Struct2depth: Depth Prediction Without the Sensors: Leveraging Structure for Unsupervised Learning from Monocular Videos
July 2019
tl;dr: Model the motion and size of each potential object to handle dynamic objects in the scene.
The paper proposed several good ideas: 1) Model ego-motion and the motion of each dynamic object and warp the static scene with the dynamic objects together. 2) Online finetuning to improve performance. This comes at some cost, but is only possible as it uses self-supervision. This online finetuning method can be applied to other unsupervised method.
The improvement on prediction of depth in dynamic object is amazing. It also predicts the motion of each object!
The paper's annotation is quite sloppy.
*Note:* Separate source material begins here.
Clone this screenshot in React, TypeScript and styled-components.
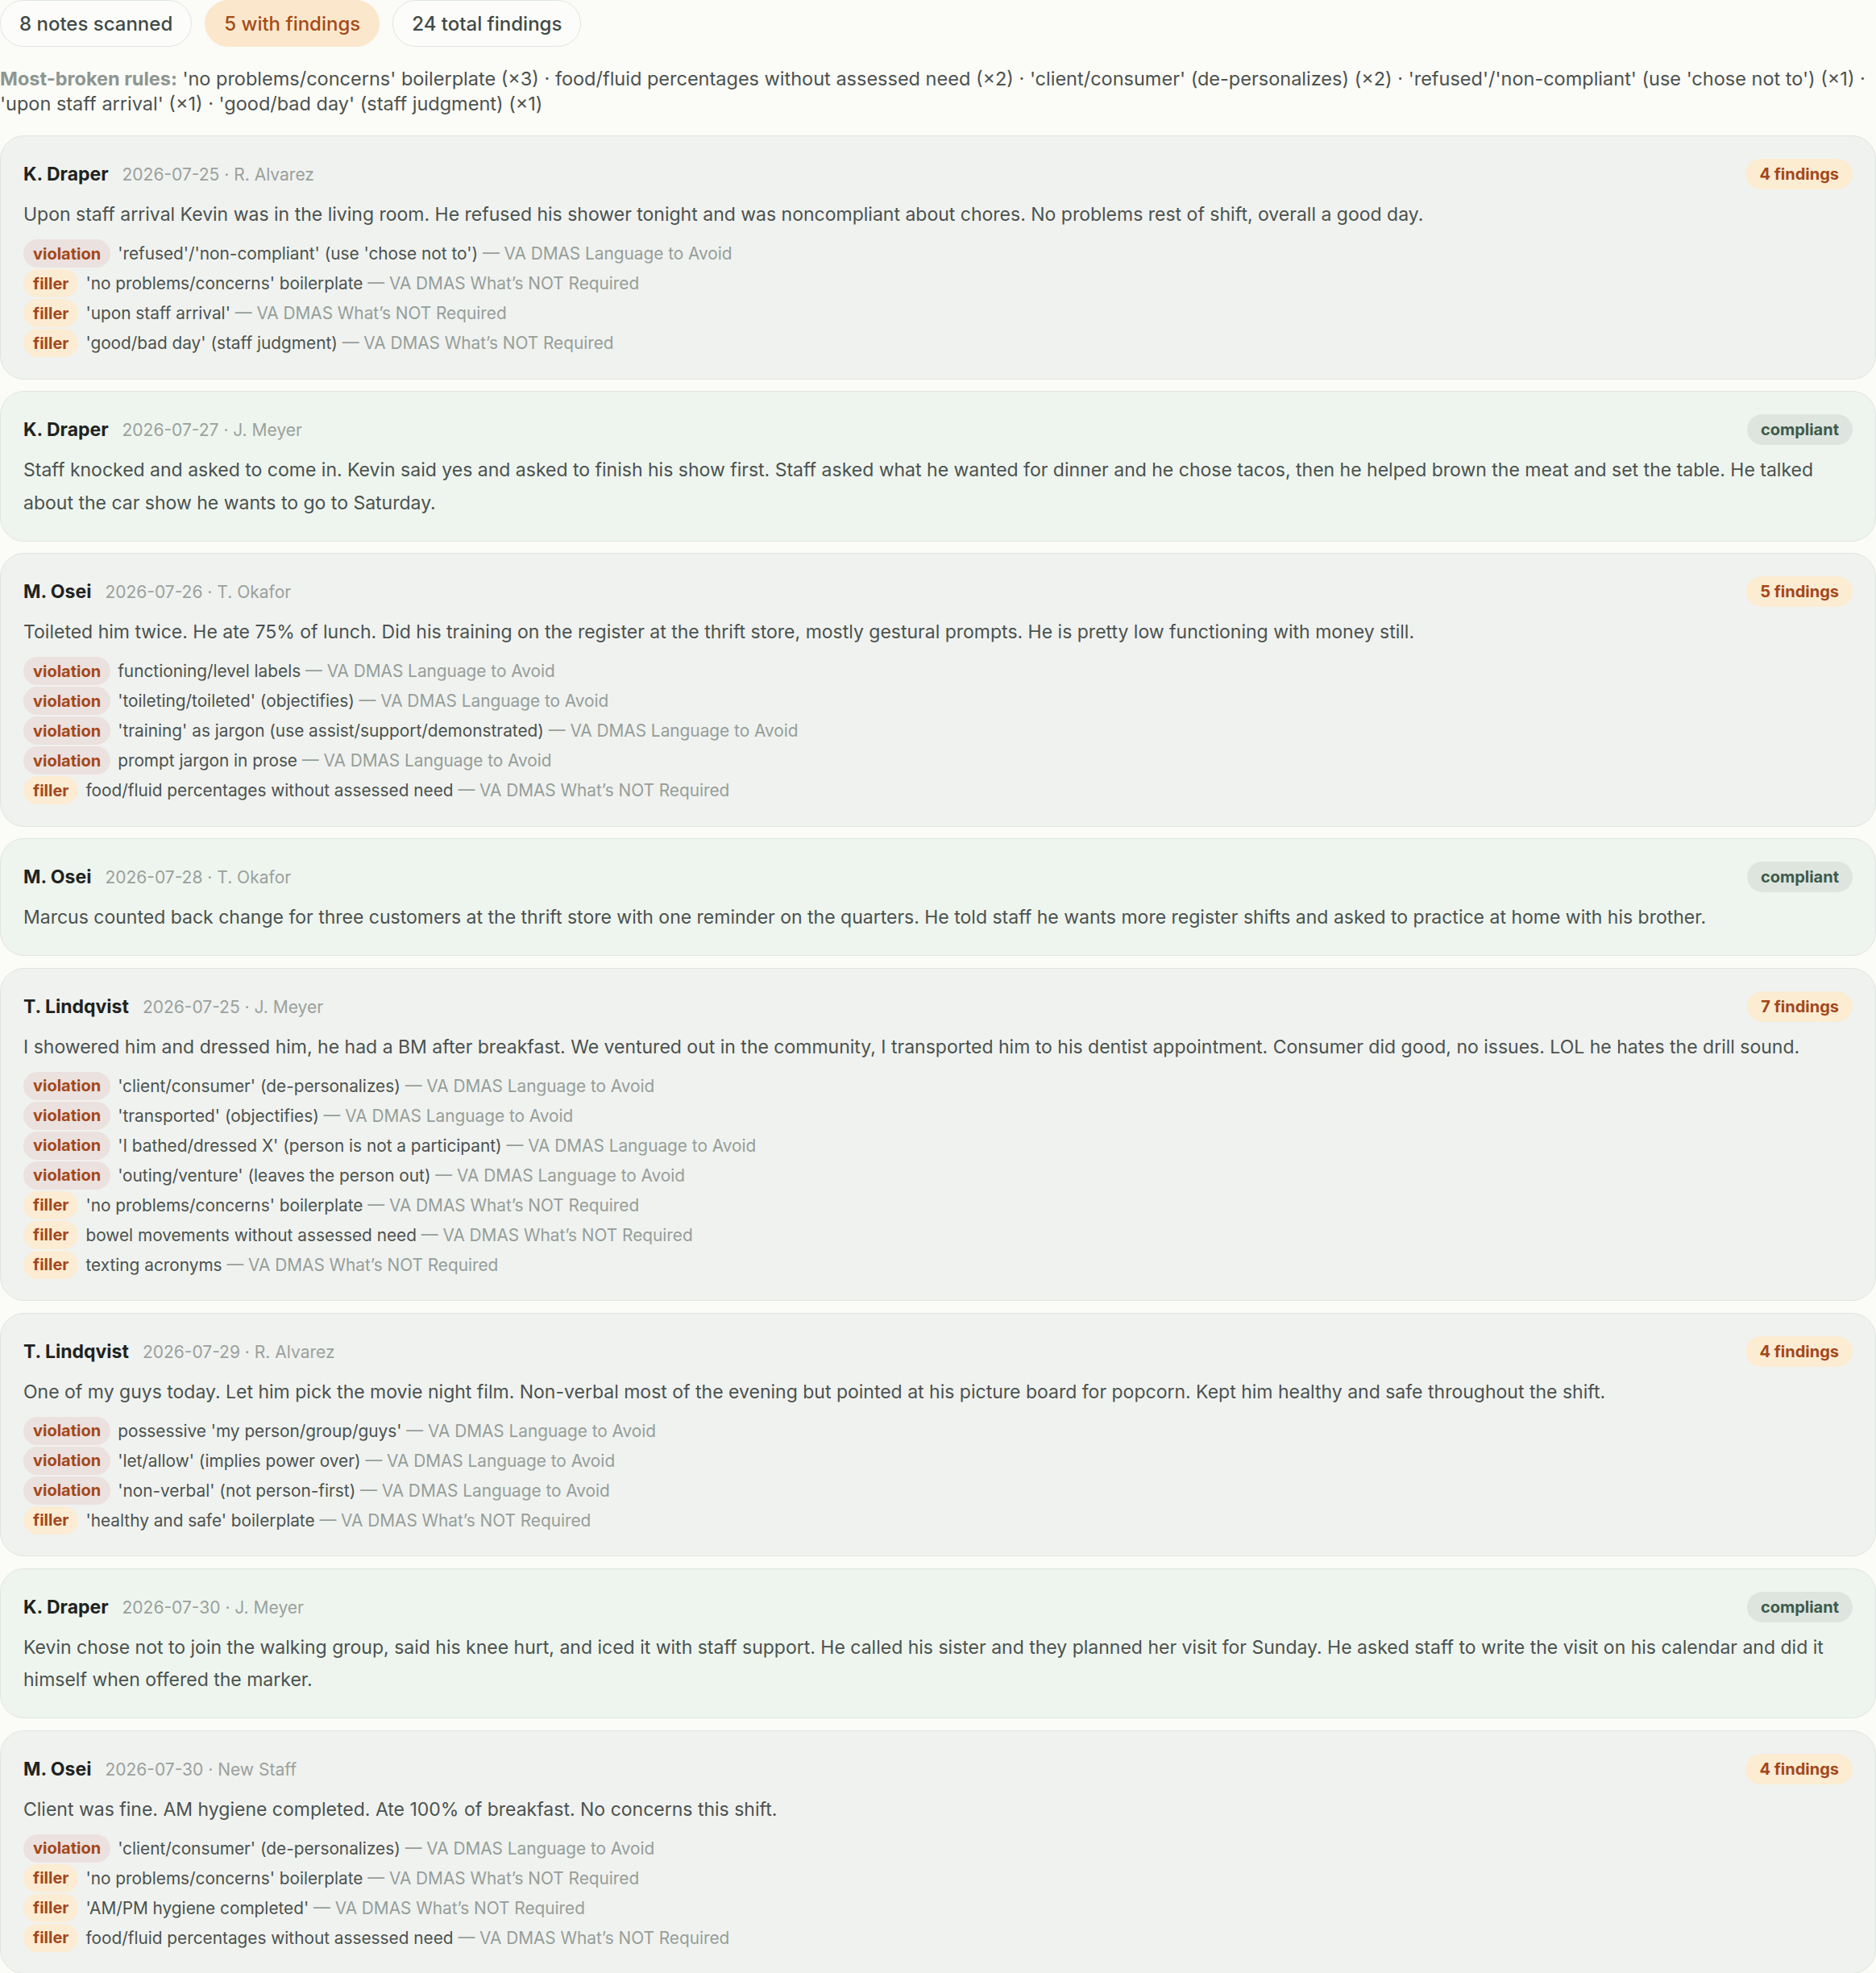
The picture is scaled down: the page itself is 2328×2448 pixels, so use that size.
import React from "react";
import styled, { createGlobalStyle } from "styled-components";

const LANG = "VA DMAS Language to Avoid";
const NOT_REQ = "VA DMAS What\u2019s NOT Required";

type Kind = "violation" | "filler";

type Finding = {
  kind: Kind;
  rule: string;
};

type Note = {
  person: string;
  date: string;
  staff: string;
  text: string;
  findings: Finding[];
};

const v = (rule: string): Finding => ({ kind: "violation", rule });
const f = (rule: string): Finding => ({ kind: "filler", rule });

const NOTES: Note[] = [
  {
    person: "K. Draper",
    date: "2026-07-25",
    staff: "R. Alvarez",
    text: "Upon staff arrival Kevin was in the living room. He refused his shower tonight and was noncompliant about chores. No problems rest of shift, overall a good day.",
    findings: [
      v("'refused'/'non-compliant' (use 'chose not to')"),
      f("'no problems/concerns' boilerplate"),
      f("'upon staff arrival'"),
      f("'good/bad day' (staff judgment)"),
    ],
  },
  {
    person: "K. Draper",
    date: "2026-07-27",
    staff: "J. Meyer",
    text: "Staff knocked and asked to come in. Kevin said yes and asked to finish his show first. Staff asked what he wanted for dinner and he chose tacos, then he helped brown the meat and set the table. He talked about the car show he wants to go to Saturday.",
    findings: [],
  },
  {
    person: "M. Osei",
    date: "2026-07-26",
    staff: "T. Okafor",
    text: "Toileted him twice. He ate 75% of lunch. Did his training on the register at the thrift store, mostly gestural prompts. He is pretty low functioning with money still.",
    findings: [
      v("functioning/level labels"),
      v("'toileting/toileted' (objectifies)"),
      v("'training' as jargon (use assist/support/demonstrated)"),
      v("prompt jargon in prose"),
      f("food/fluid percentages without assessed need"),
    ],
  },
  {
    person: "M. Osei",
    date: "2026-07-28",
    staff: "T. Okafor",
    text: "Marcus counted back change for three customers at the thrift store with one reminder on the quarters. He told staff he wants more register shifts and asked to practice at home with his brother.",
    findings: [],
  },
  {
    person: "T. Lindqvist",
    date: "2026-07-25",
    staff: "J. Meyer",
    text: "I showered him and dressed him, he had a BM after breakfast. We ventured out in the community, I transported him to his dentist appointment. Consumer did good, no issues. LOL he hates the drill sound.",
    findings: [
      v("'client/consumer' (de-personalizes)"),
      v("'transported' (objectifies)"),
      v("'I bathed/dressed X' (person is not a participant)"),
      v("'outing/venture' (leaves the person out)"),
      f("'no problems/concerns' boilerplate"),
      f("bowel movements without assessed need"),
      f("texting acronyms"),
    ],
  },
  {
    person: "T. Lindqvist",
    date: "2026-07-29",
    staff: "R. Alvarez",
    text: "One of my guys today. Let him pick the movie night film. Non-verbal most of the evening but pointed at his picture board for popcorn. Kept him healthy and safe throughout the shift.",
    findings: [
      v("possessive 'my person/group/guys'"),
      v("'let/allow' (implies power over)"),
      v("'non-verbal' (not person-first)"),
      f("'healthy and safe' boilerplate"),
    ],
  },
  {
    person: "K. Draper",
    date: "2026-07-30",
    staff: "J. Meyer",
    text: "Kevin chose not to join the walking group, said his knee hurt, and iced it with staff support. He called his sister and they planned her visit for Sunday. He asked staff to write the visit on his calendar and did it himself when offered the marker.",
    findings: [],
  },
  {
    person: "M. Osei",
    date: "2026-07-30",
    staff: "New Staff",
    text: "Client was fine. AM hygiene completed. Ate 100% of breakfast. No concerns this shift.",
    findings: [
      v("'client/consumer' (de-personalizes)"),
      f("'no problems/concerns' boilerplate"),
      f("'AM/PM hygiene completed'"),
      f("food/fluid percentages without assessed need"),
    ],
  },
];

const TOP_RULES =
  "'no problems/concerns' boilerplate (×3) · food/fluid percentages without assessed need (×2) · 'client/consumer' (de-personalizes) (×2) · 'refused'/'non-compliant' (use 'chose not to') (×1) · 'upon staff arrival' (×1) · 'good/bad day' (staff judgment) (×1)";

const GlobalStyle = createGlobalStyle`
  html, body {
    margin: 0;
    padding: 0;
    background: #fbfbf8;
  }
  body {
    font-family: Inter, "Noto Sans", sans-serif;
    color: #4b524e;
    -webkit-font-smoothing: antialiased;
  }
`;

const Page = styled.main`
  display: flex;
  flex-direction: column;
`;

const Stats = styled.div`
  display: flex;
  gap: 16px;
`;

const StatPill = styled.span<{ $hot?: boolean }>`
  display: inline-flex;
  align-items: center;
  height: 58px;
  box-sizing: border-box;
  padding: 0 23px;
  border-radius: 29px;
  border: 1.5px solid ${({ $hot }) => ($hot ? "#fbe8cc" : "#dfe6e0")};
  background: ${({ $hot }) => ($hot ? "#fbe8cc" : "#fcfdfb")};
  color: ${({ $hot }) => ($hot ? "#a64a17" : "#414a45")};
  font-size: 24px;
  font-weight: 500;
`;

const Rules = styled.div`
  margin: 23.5px 0 23.5px;
  font-size: 23.5px;
  line-height: 31.5px;
  color: #4b524e;
`;

const RulesLabel = styled.span`
  color: #8d968f;
  font-weight: 700;
`;

const List = styled.div`
  display: flex;
  flex-direction: column;
  gap: 14.5px;
`;

const Card = styled.section<{ $clean: boolean }>`
  border: 1.5px solid #e0e5e1;
  border-radius: 30px;
  padding: 28px 28px 26.5px;
  background: ${({ $clean }) => ($clean ? "#eef5ef" : "#f0f2f0")};
`;

const Header = styled.div`
  display: flex;
  align-items: center;
  justify-content: space-between;
  height: 38px;
`;

const Who = styled.div`
  display: flex;
  align-items: baseline;
  gap: 17px;
`;

const Person = styled.span`
  font-size: 23px;
  font-weight: 700;
  color: #1e2320;
`;

const Meta = styled.span`
  font-size: 21px;
  color: #9aa19c;
`;

const Badge = styled.span<{ $clean: boolean }>`
  display: inline-flex;
  align-items: center;
  height: 38px;
  padding: 0 17px;
  border-radius: 19px;
  font-size: 20px;
  font-weight: 700;
  background: ${({ $clean }) => ($clean ? "#dee5df" : "#fbecd2")};
  color: ${({ $clean }) => ($clean ? "#3e5a4a" : "#a3471b")};
`;

const Body = styled.p`
  margin: 11px 0 0;
  font-size: 23px;
  line-height: 40.5px;
  color: #4b524e;
`;

const Findings = styled.ul`
  list-style: none;
  margin: 10.5px 0 0;
  padding: 0;
  display: flex;
  flex-direction: column;
  gap: 2px;
`;

const Row = styled.li`
  display: flex;
  align-items: center;
  gap: 9px;
  height: 35px;
  font-size: 20.8px;
  color: #4b524e;
`;

const Tag = styled.span<{ $kind: Kind }>`
  display: inline-flex;
  align-items: center;
  height: 35px;
  padding: 0 12px;
  border-radius: 18px;
  font-size: 20px;
  font-weight: 700;
  color: #a3471b;
  background: ${({ $kind }) => ($kind === "violation" ? "#ebe1de" : "#fbecd3")};
`;

const Source = styled.span`
  color: #959e98;
`;

const NoteCard = ({ note }: { note: Note }) => {
  const clean = note.findings.length === 0;
  return (
    <Card $clean={clean}>
      <Header>
        <Who>
          <Person>{note.person}</Person>
          <Meta>
            {note.date} · {note.staff}
          </Meta>
        </Who>
        <Badge $clean={clean}>
          {clean ? "compliant" : `${note.findings.length} findings`}
        </Badge>
      </Header>
      <Body>{note.text}</Body>
      {!clean && (
        <Findings>
          {note.findings.map((fi, i) => (
            <Row key={i}>
              <Tag $kind={fi.kind}>{fi.kind}</Tag>
              <span>
                {fi.rule}{" "}
                <Source>— {fi.kind === "violation" ? LANG : NOT_REQ}</Source>
              </span>
            </Row>
          ))}
        </Findings>
      )}
    </Card>
  );
};

export default function App() {
  return (
    <>
      <GlobalStyle />
      <Page>
        <Stats>
          <StatPill>8 notes scanned</StatPill>
          <StatPill $hot>5 with findings</StatPill>
          <StatPill>24 total findings</StatPill>
        </Stats>
        <Rules>
          <RulesLabel>Most-broken rules:</RulesLabel> {TOP_RULES}
        </Rules>
        <List>
          {NOTES.map((n, i) => (
            <NoteCard key={i} note={n} />
          ))}
        </List>
      </Page>
    </>
  );
}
I would perhaps need to read the code to understand better.
- Segment each dynamic object with Mask RCNN
- Regress the ego motion of the camera --> essentially visual odometry, Useful to compare with ORB-SLAM
- Regress motion for every dynamic object --> very nice intermediate result
- Combines warped and masked
- To counter the infinite depth problem, introduce prior size (estimated online) and enforce consistency between estimated depth and calculated with prior.
- Online refinement method: takes in several frames, improves performance but at some computational cost
- The depth of each object is roughly
$D_{approx} \approx f_y \frac{p}{h}$ . p is the prior size, and h is the height of the blob in pixels in perspective image.
- Q: Why do they combine the mask of static scenes together to get over all static scene mask V?
- Q: based on the equation4,
$V \cap O_i(S)=\emptyset$ so basically the recombined image should not have any occlusion at all.